Context matters too. The same garment should move from a meet, to dinner, to a city night without feeling out of place. That is one of the clearest signs of quality. If a piece only works in one setting, it may be too literal. VIP style should travel well.
And yes, confidence is part of it. Not theatre. Not ego for show. Just the quiet certainty of wearing something that fits properly, feels premium and reflects your world.
What to look for before you buy
If you are choosing pieces in this space, look past the graphic first. Ask how the garment is built. Is the fabric substantial enough to hold form? Does the cut complement the body, or just follow trend? Are the details clean? Does the branding feel considered? Would you still want to wear it if nobody asked what scene it came from?

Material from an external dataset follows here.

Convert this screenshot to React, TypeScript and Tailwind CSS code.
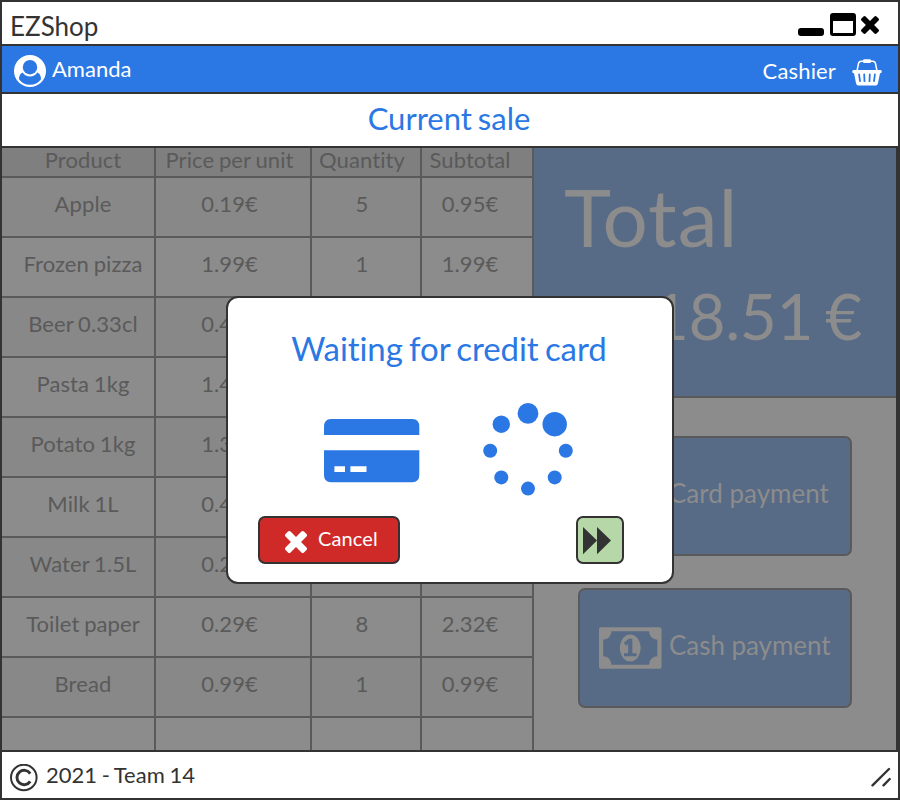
import React from "react";

type Row = [string, string, string, string];

const rows: Row[] = [
  ["Apple", "0.19€", "5", "0.95€"],
  ["Frozen pizza", "1.99€", "1", "1.99€"],
  ["Beer 0.33cl", "0.45€", "6", "2.70€"],
  ["Pasta 1kg", "1.49€", "2", "2.98€"],
  ["Potato 1kg", "1.39€", "2", "2.78€"],
  ["Milk 1L", "0.49€", "4", "1.96€"],
  ["Water 1.5L", "0.29€", "6", "1.74€"],
  ["Toilet paper", "0.29€", "8", "2.32€"],
  ["Bread", "0.99€", "1", "0.99€"],
  ["", "", "", ""],
];

const columnPadding = ["pl-[10px]", "pr-[7px]", "pr-[8px]", "pr-[14px]"];

function Cross({ className }: { className: string }) {
  return (
    <svg viewBox="302 366 1188 1188" className={className} fill="currentColor">
      <path d="M1490 1322q0 40-28 68l-136 136q-28 28-68 28t-68-28l-294-294-294 294q-28 28-68 28t-68-28l-136-136q-28-28-28-68t28-68l294-294-294-294q-28-28-28-68t28-68l136-136q28-28 68-28t68 28l294 294 294-294q28-28 68-28t68 28l136 136q28 28 28 68t-28 68l-294 294 294 294q28 28 28 68z" />
    </svg>
  );
}

function UserIcon() {
  return (
    <svg viewBox="0 0 32 32" className="h-8 w-8 shrink-0">
      <circle cx="16" cy="16" r="16" fill="#fff" />
      <path d="M5 24.200C5 21 6.200 18.300 8.600 17.500C10.400 20 13 21.400 16 21.400C19 21.400 21.600 20 23.400 17.500C25.800 18.300 27 21 27 24.200C24.300 27.800 20.500 29.800 16 29.800C11.500 29.800 7.700 27.800 5 24.200Z" fill="#2b78e4" />
      <circle cx="16" cy="12.200" r="7.200" fill="#2b78e4" />
    </svg>
  );
}

function BasketIcon() {
  return (
    <svg viewBox="0 0 30 27" className="h-[27px] w-[30px] shrink-0">
      <path d="M5 12L6.500 4.500Q7 2.200 9.200 2.200H20.800Q23 2.200 23.500 4.500L25 12" fill="none" stroke="#fff" strokeWidth="1.500" />
      <rect x="11" y="0.300" width="8" height="3.700" rx="1.200" fill="#fff" />
      <path d="M1.500 11H28.500Q29.800 11 29.800 12.600T28.500 14.200H28L25.900 24.500Q25.500 26.500 23.700 26.500H6.300Q4.500 26.500 4.100 24.500L2 14.200H1.500Q.2 14.200 .2 12.600T1.500 11Z" fill="#fff" />
      <path d="M7.100 15.500L8 22.200M12.200 15.500L12.500 22.200M17.800 15.500L17.500 22.200M22.900 15.500L22 22.200" stroke="#2b78e4" strokeWidth="1.800" strokeLinecap="round" />
    </svg>
  );
}

function MoneyIcon() {
  return (
    <svg viewBox="0 256 1920 1280" className="h-[42px] w-[62.5px] shrink-0" fill="currentColor">
      <path d="M768 1152h384v-96h-128v-448h-114l-148 137 77 80q42-37 55-57h2v288h-128v96zm512-256q0 70-21 142t-59.5 134-101.500 101-138 39-138-39-101.500-101-59.500-134-21-142 21-142 59.500-134 101.500-101 138-39 138 39 101.500 101 59.500 134 21 142zm512 256v-512q-106 0-181-75t-75-181h-1152q0 106-75 181t-181 75v512q106 0 181 75t75 181h1152q0-106 75-181t181-75zm128-832v1152q0 26-19 45t-45 19h-1792q-26 0-45-19t-19-45v-1152q0-26 19-45t45-19h1792q26 0 45 19t19 45z" fillRule="evenodd" />
    </svg>
  );
}

function CardIcon({ className }: { className: string }) {
  return (
    <svg viewBox="0 0 96 64" className={className} fill="currentColor">
      <path d="M0 16V8Q0 0 7 0H88.300Q95.300 0 95.300 8V16Z" />
      <path fillRule="evenodd" d="M0 31.300H95.300V56Q95.300 63.300 88.300 63.300H7Q0 63.300 0 56ZM10.400 47.300V53H21V47.300ZM26.400 47.300V53H42.500V47.300Z" />
    </svg>
  );
}

const dots = [
  [45, 10.4, 10.4],
  [71.7, 21.2, 12.2],
  [82.8, 47.8, 7],
  [71.7, 74.4, 7],
  [45, 85.6, 7],
  [18.3, 74.4, 7],
  [7.2, 47.8, 7],
  [18.3, 21.2, 8.7],
];

function WaitingDialog() {
  return (
    <div className="absolute left-[226px] top-[296px] flex h-[288px] w-[448px] flex-col rounded-xl border-2 border-[#333] bg-white text-[#2b78e4]">
      <h2 className="mt-[30px] pr-[2px] text-center text-[33px] leading-10 tracking-[-0.08px] whitespace-nowrap [word-spacing:-2px]">Waiting for credit card</h2>
      <div className="flex h-[148px] items-start pl-24 pt-[35px]">
        <CardIcon className="mt-4 h-16 w-24" />
        <svg viewBox="0 0 90 94" className="ml-[63px] h-[94px] w-[90px]" fill="currentColor">
          {dots.map(([x, y, r], i) => (
            <circle key={i} cx={x} cy={y} r={r} />
          ))}
        </svg>
      </div>
      <div className="flex justify-between pl-[30px] pr-12">
        <button className="flex h-12 w-[142px] items-center rounded-[7px] border-2 border-[#333] bg-[#cf2a27] pl-[24.5px] text-white">
          <Cross className="mt-[3px] h-[22px] w-[22px]" />
          <span className="mb-1 ml-[11.5px] text-[20px] leading-6 tracking-[0.1px]">Cancel</span>
        </button>
        <button className="flex h-12 w-12 items-center rounded-[7px] border-2 border-[#333] bg-[#b6d7a8] pl-[5px]">
          <svg viewBox="0 0 28 28" className="mt-px h-7 w-7" fill="#333">
            <path d="M0 0L14 13.600L0 27.200ZM14 0L28 13.600L14 27.200Z" />
          </svg>
        </button>
      </div>
    </div>
  );
}

export default function App() {
  return (
    <div className="relative flex h-[800px] w-[900px] flex-col overflow-hidden border-2 border-[#333] bg-white font-['Lato',sans-serif] text-[#333] [font-variant-ligatures:none] [word-spacing:-1px]">
      <header className="flex h-11 shrink-0 items-center justify-between border-b-2 border-[#333] pl-2 pr-[19px]">
        <h1 className="mt-[5px] text-[26px] leading-8">EZShop</h1>
        <div className="mt-[3px] flex text-black">
          <span className="mt-[15px] h-2 w-[26px] rounded-[3px] bg-black" />
          <span className="ml-1.5 h-[23px] w-[26px] rounded-[3px] border-[3px] border-t-8 border-black" />
          <Cross className="ml-[5px] mt-[3px] h-[18px] w-[18px]" />
        </div>
      </header>

      <nav className="flex h-12 shrink-0 items-center justify-between border-b-2 border-[#333] bg-[#2b78e4] pl-3 pr-4 text-[22px] leading-7 text-white">
        <div className="flex items-center gap-1.5">
          <div className="mt-[4px]"><UserIcon /></div>
          <span>Amanda</span>
        </div>
        <div className="flex items-center gap-4">
          <span className="mt-[3px] tracking-[0.15px]">Cashier</span>
          <div className="mt-[7px]"><BasketIcon /></div>
        </div>
      </nav>

      <div className="flex h-[54px] shrink-0 items-center justify-center border-b-2 border-[#333] pb-1 pr-0.5 text-[31px] text-[#2b78e4] [word-spacing:-2px]">
        Current sale
      </div>

      <main className="flex h-[604px] shrink-0 border-b-2 border-[#333]">
        <section className="flex w-[532px] shrink-0 flex-col overflow-hidden text-[22px] leading-[26px] tracking-[0.1px] text-[#5a5a5a]">
          <div className="grid h-[30px] shrink-0 grid-cols-[154px_156px_110px_112px] bg-[#7f7f7f] leading-6">
            {["Product", "Price per unit", "Quantity", "Subtotal"].map((label, i) => (
              <div key={label} className={`border-b-2 border-r-2 border-[#5a5a5a] text-center whitespace-nowrap ${columnPadding[i]}`}>
                {label}
              </div>
            ))}
          </div>
          {rows.map((row, r) => (
            <div key={r} className={`grid h-[60px] shrink-0 grid-cols-[154px_156px_110px_112px] ${r % 2 ? "bg-[#8c8c8c]" : "bg-[#888]"}`}>
              {row.map((cell, i) => (
                <div key={i} className={`border-b-2 border-r-2 border-[#5a5a5a] pt-[13px] text-center whitespace-nowrap ${columnPadding[i]}`}>
                  {cell}
                </div>
              ))}
            </div>
          ))}
        </section>

        <aside className="flex grow flex-col border-r-2 border-[#333] bg-[#8c8c8c] text-[#8c8c8c]">
          <div className="flex h-[250px] shrink-0 flex-col border-b-2 border-[#5a5a5a] bg-[#576a86] pl-[30px] pr-[34px]">
            <div className="mt-[20px] text-[80px] leading-[96px] tracking-[1px]">Total</div>
            <div className="mt-[14px] text-right text-[64px] leading-[76px] tracking-[-0.4px] [word-spacing:-4px]">18.51 €</div>
          </div>
          <div className="flex flex-col gap-8 pl-11 pt-[38px] text-[26px] leading-8">
            <button className="flex h-[120px] w-[274px] items-center rounded-[7px] border-2 border-[#5a5a5a] bg-[#576a86] pl-[19px]">
              <CardIcon className="h-[42px] w-[62.5px] shrink-0" />
              <span className="mb-1.5 ml-[7.5px]">Card payment</span>
            </button>
            <button className="flex h-[120px] w-[274px] items-center rounded-[7px] border-2 border-[#5a5a5a] bg-[#576a86] pl-[19px]">
              <MoneyIcon />
              <span className="mb-1.5 ml-[7.5px] tracking-[-0.05px]">Cash payment</span>
            </button>
          </div>
        </aside>
      </main>

      <footer className="flex h-[46px] shrink-0 items-center pl-2 pr-[7px] text-[22px] leading-7">
        <svg viewBox="0 0 28 28" className="mt-[5px] h-7 w-7" fill="none" stroke="#333">
          <circle cx="13.800" cy="13.500" r="12.800" strokeWidth="2" />
          <path d="M20.200 17.400A7.200 7.200 0 1 1 20.200 9.600" strokeWidth="2.900" />
        </svg>
        <span className="ml-2">2021 - Team 14</span>
        <svg viewBox="0 0 20 20" className="ml-auto mt-[4px] h-5 w-5" fill="none" stroke="#333" strokeWidth="2.400" strokeLinecap="round">
          <path d="M1.500 18.300L18 2M12.500 18.300L18.700 12" />
        </svg>
      </footer>

      <div className="absolute -left-0.5 -top-0.5">
        <WaitingDialog />
      </div>
    </div>
  );
}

That last question matters. The best pieces do not rely on explanation. They read as good clothing first, then reveal more to people who understand the language.
Price also deserves honesty. Premium construction and limited production cost more. That is real. But price alone proves nothing. Some labels charge luxury rates for average execution. Others understand that exclusivity has to be earned through design, material and consistency. If any of those are missing, the piece will not hold its value in your wardrobe, no matter how nice the campaign looked.

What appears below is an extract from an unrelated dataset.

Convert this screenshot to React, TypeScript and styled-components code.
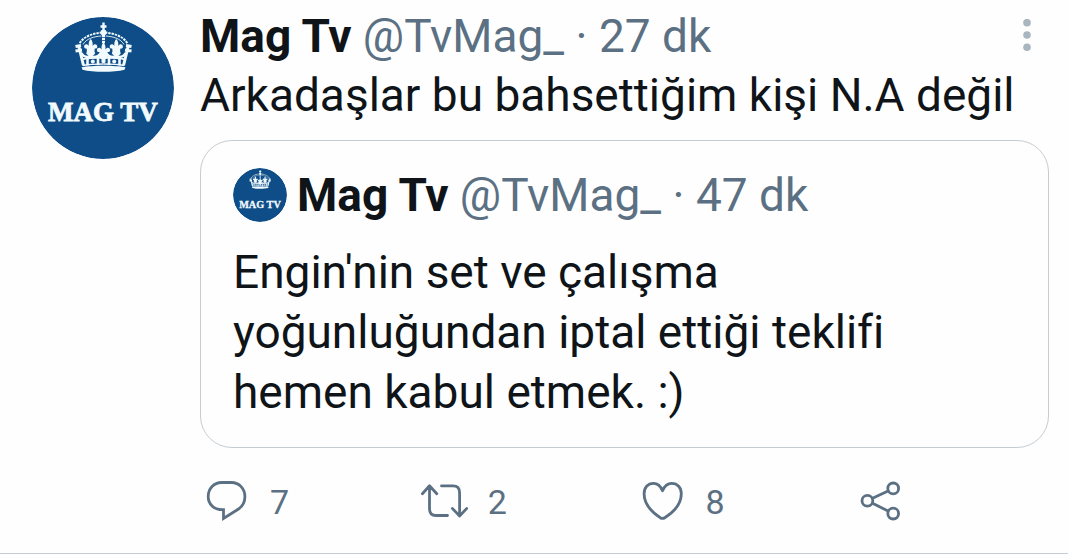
import React from "react";
import styled, { createGlobalStyle } from "styled-components";

const color = {
  ink: "#0f1419",
  muted: "#5b7083",
  faint: "#a9b6c0",
  line: "#c6cdd2",
  brand: "#0e4d88",
  emblem: "#f1fafd",
};

const GlobalStyle = createGlobalStyle`
  *, *::before, *::after { box-sizing: border-box; }
  body {
    margin: 0;
    background: #fefefe;
    color: ${color.ink};
    font-family: Roboto, "Noto Sans", sans-serif;
  }
`;

const Tweet = styled.article`
  display: flex;
  gap: 26px;
  padding: 7px 19px 25px 32px;
  border-bottom: 1px solid ${color.line};
`;

const AvatarLink = styled.a<{ $size: number }>`
  flex: none;
  display: block;
  width: ${(p) => p.$size}px;
  height: ${(p) => p.$size}px;
  border-radius: 50%;
  overflow: hidden;

  svg {
    display: block;
    width: 100%;
    height: 100%;
  }
`;

const AvatarColumn = styled.div`
  flex: none;
  padding-top: 10px;
`;

const Content = styled.div`
  flex: 1;
  min-width: 0;
`;

const Header = styled.header`
  display: flex;
  align-items: center;
  justify-content: space-between;
`;

const Byline = styled.div`
  font-size: 46px;
  line-height: 58px;
  color: ${color.muted};
`;

const Name = styled.a`
  font-weight: 700;
  color: ${color.ink};
  text-decoration: none;
`;

const Handle = styled.a`
  color: inherit;
  text-decoration: none;
`;

const MenuButton = styled.button`
  flex: none;
  display: flex;
  justify-content: center;
  width: 44px;
  padding: 0;
  border: 0;
  background: none;
  color: ${color.faint};
  cursor: pointer;
`;

const Message = styled.p`
  margin: 0;
  font-size: 46px;
  line-height: 60px;
`;

const Quote = styled.section`
  display: flex;
  flex-direction: column;
  gap: 18px;
  margin-top: 15px;
  padding: 25px 32px;
  border: 1px solid ${color.line};
  border-radius: 32px;
`;

const QuoteHeader = styled.header`
  display: flex;
  align-items: center;
  gap: 10px;
`;

const Actions = styled.footer`
  display: grid;
  grid-template-columns: repeat(3, 9fr) 8fr;
  align-items: start;
  margin-top: 28px;
  padding-left: 2px;
`;

const ActionButton = styled.button`
  display: flex;
  align-items: flex-start;
  gap: 20px;
  padding: 0;
  border: 0;
  background: none;
  font: inherit;
  font-size: 34px;
  line-height: 52px;
  color: ${color.muted};
  cursor: pointer;

  svg {
    flex: none;
    fill: none;
    stroke: currentColor;
    stroke-width: 2.8;
    stroke-linecap: round;
    stroke-linejoin: round;
  }
`;

const fleur =
  "M0 0C1.800 2 2.400 4.500 1.800 7C3.500 4.500 6.300 5 6.600 7.600C6.700 9.300 5.300 10 4.200 9.400C3.800 11 3.500 12 4.500 14.500L2 17H-2L-4.500 14.500C-3.500 12 -3.800 11 -4.200 9.400C-5.300 10 -6.700 9.300 -6.600 7.600C-6.300 5 -3.500 4.500 -1.800 7C-2.400 4.500 -1.800 2 0 0Z";

function HalfCrown() {
  return (
    <g fill="none" stroke={color.emblem}>
      <path d="M70 15.500C61 16.500 52 19 47.500 26.500" strokeWidth="2" strokeDasharray="2.4 0.9" />
      <path d="M69.500 19C62 19.500 54.500 21.500 51 27.500" strokeWidth="0.9" />
      <path d="M43.500 29.500L49 28.500M43.500 34L50 33M46.500 28L51.500 48.500" strokeWidth="3" />
      <path d="M49.500 36C51.500 40 55 40.500 58.700 39.500C63 40.500 66.500 39.500 68.500 36.500" strokeWidth="2.4" />
      <path d="M49.500 42.500C56 40.800 63 40.500 71.500 40.500" strokeWidth="2" />
      <path d="M51 48.500C57 47.300 63 47 71.500 47" strokeWidth="1.600" />
      <path d="M55.500 41.500V48.500M66 41V48" strokeWidth="2.6" />
      <circle cx="60.800" cy="44.500" r="2" fill={color.emblem} stroke="none" />
      <path d={fleur} transform="translate(58.700 22)" fill={color.emblem} stroke="none" />
    </g>
  );
}

function Logo() {
  return (
    <svg viewBox="0 0 142 142" role="img" aria-label="Mag Tv">
      <circle cx="71" cy="71" r="71" fill={color.brand} />
      <HalfCrown />
      <g transform="translate(143 0) scale(-1 1)">
        <HalfCrown />
      </g>
      <g fill="none" stroke={color.emblem}>
        <path d="M71.500 5.500V14M68.500 9.500H74.500" strokeWidth="2.4" />
        <path d="M71.500 18V27" strokeWidth="3" strokeDasharray="2.2 0.8" />
      </g>
      <g fill={color.emblem}>
        <circle cx="71.500" cy="15.500" r="3" />
        <circle cx="71.500" cy="44" r="2.200" />
        <path d={fleur} transform="translate(71.500 25.500)" />
        <path d="M49.500 50.300C60 48.300 83 48.300 93.500 50.300L92.500 52.800C82 55.500 61 55.500 50.500 52.800Z" />
      </g>
      <text
        x="71"
        y="104"
        textAnchor="middle"
        fill={color.emblem}
        stroke={color.emblem}
        strokeWidth="0.8"
        fontFamily='"Liberation Serif", serif'
        fontWeight="700"
        fontSize="27"
      >
        MAG TV
      </text>
    </svg>
  );
}

function MenuIcon() {
  return (
    <svg width="8" height="34" viewBox="0 0 8 34" fill="currentColor" aria-hidden="true">
      <circle cx="4" cy="3.700" r="3.800" />
      <circle cx="4" cy="16" r="3.800" />
      <circle cx="4" cy="28.300" r="3.800" />
    </svg>
  );
}

function ActionIcon({ children }: { children: React.ReactNode }) {
  return (
    <svg width="48" height="48" viewBox="0 0 48 48" aria-hidden="true">
      {children}
    </svg>
  );
}

const actions = [
  {
    label: "Yanıtla",
    count: 7,
    icon: (
      <path
        strokeLinejoin="miter"
        d="M19.500 6.500H29.500C37.300 6.500 42.900 12.700 42.900 20.700C42.900 26 40.500 30.300 36.500 33L21.500 42.500V33.700H20C12 33.700 6.200 28.200 6.200 20.500C6.200 12.700 12 6.500 19.500 6.500Z"
      />
    ),
  },
  {
    label: "Retweetle",
    count: 2,
    icon: (
      <path d="M2.400 17.700L9.500 9.800L16.800 17.700M9.500 10V32.700Q9.500 39.500 16 39.500H27.500M21.500 9.900H33Q39.600 9.900 39.600 16.700V39.700M32.300 32.400L39.600 40L46.800 32.400" />
    ),
  },
  {
    label: "Beğen",
    count: 8,
    icon: (
      <path d="M24.500 14.800C22.700 10.200 19.700 7.400 15.500 7.400C9.700 7.400 6.100 11.700 6.100 17.700C6.100 28.200 14.700 36.700 22.200 41.700Q24.500 43.100 26.800 41.700C34.700 36.700 43.300 28.200 43.300 17.700C43.300 11.700 39.500 7.400 33.700 7.400C29.500 7.400 26.400 10.200 24.500 14.800Z" />
    ),
  },
  {
    label: "Paylaş",
    icon: (
      <>
        <circle cx="12.400" cy="24.800" r="5.400" />
        <circle cx="38.200" cy="12.400" r="5.400" />
        <circle cx="38.200" cy="37.600" r="5.400" />
        <path d="M17.500 22.300L33.100 14.900M17.500 27.300L33.100 35" />
      </>
    ),
  },
];

function Author({ age }: { age: string }) {
  return (
    <Byline>
      <Name href="#profile">Mag Tv</Name> <Handle href="#profile">@TvMag_</Handle> · <time>{age}</time>
    </Byline>
  );
}

export default function App() {
  return (
    <main lang="tr">
      <GlobalStyle />
      <Tweet>
        <AvatarColumn>
          <AvatarLink href="#profile" $size={142}>
            <Logo />
          </AvatarLink>
        </AvatarColumn>
        <Content>
          <Header>
            <Author age="27 dk" />
            <MenuButton type="button" aria-label="Diğer">
              <MenuIcon />
            </MenuButton>
          </Header>
          <Message>Arkadaşlar bu bahsettiğim kişi N.A değil</Message>
          <Quote>
            <QuoteHeader>
              <AvatarLink href="#profile" $size={54}>
                <Logo />
              </AvatarLink>
              <Author age="47 dk" />
            </QuoteHeader>
            <Message>Engin'nin set ve çalışma yoğunluğundan iptal ettiği teklifi hemen kabul etmek. :)</Message>
          </Quote>
          <Actions>
            {actions.map((action) => (
              <ActionButton key={action.label} type="button" aria-label={action.label}>
                <ActionIcon>{action.icon}</ActionIcon>
                {action.count !== undefined && <span>{action.count}</span>}
              </ActionButton>
            ))}
          </Actions>
        </Content>
      </Tweet>
    </main>
  );
}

RARI S.D Luxury sits in that rarer lane because the vision is not borrowed. It is authored. JDM VIP influence, elevated fabrication and Aotearoa Maaori identity come together as one statement rather than separate marketing points.
VIP style is really about standards
At its core, this is not just a fashion category. It is a standard of presentation. The same eye that notices wheel fitment, body line, interior finish and ride height will notice the quality of a cuff, the drape of a hem and the weight of a fabric. That mindset carries across everything.
So the best VIP lifestyle clothing does not chase attention. It sets a tone. It respects the scene, respects the body and respects the culture behind the garment. You feel that immediately.
Wear pieces that hold their own in silence. That is where real presence lives.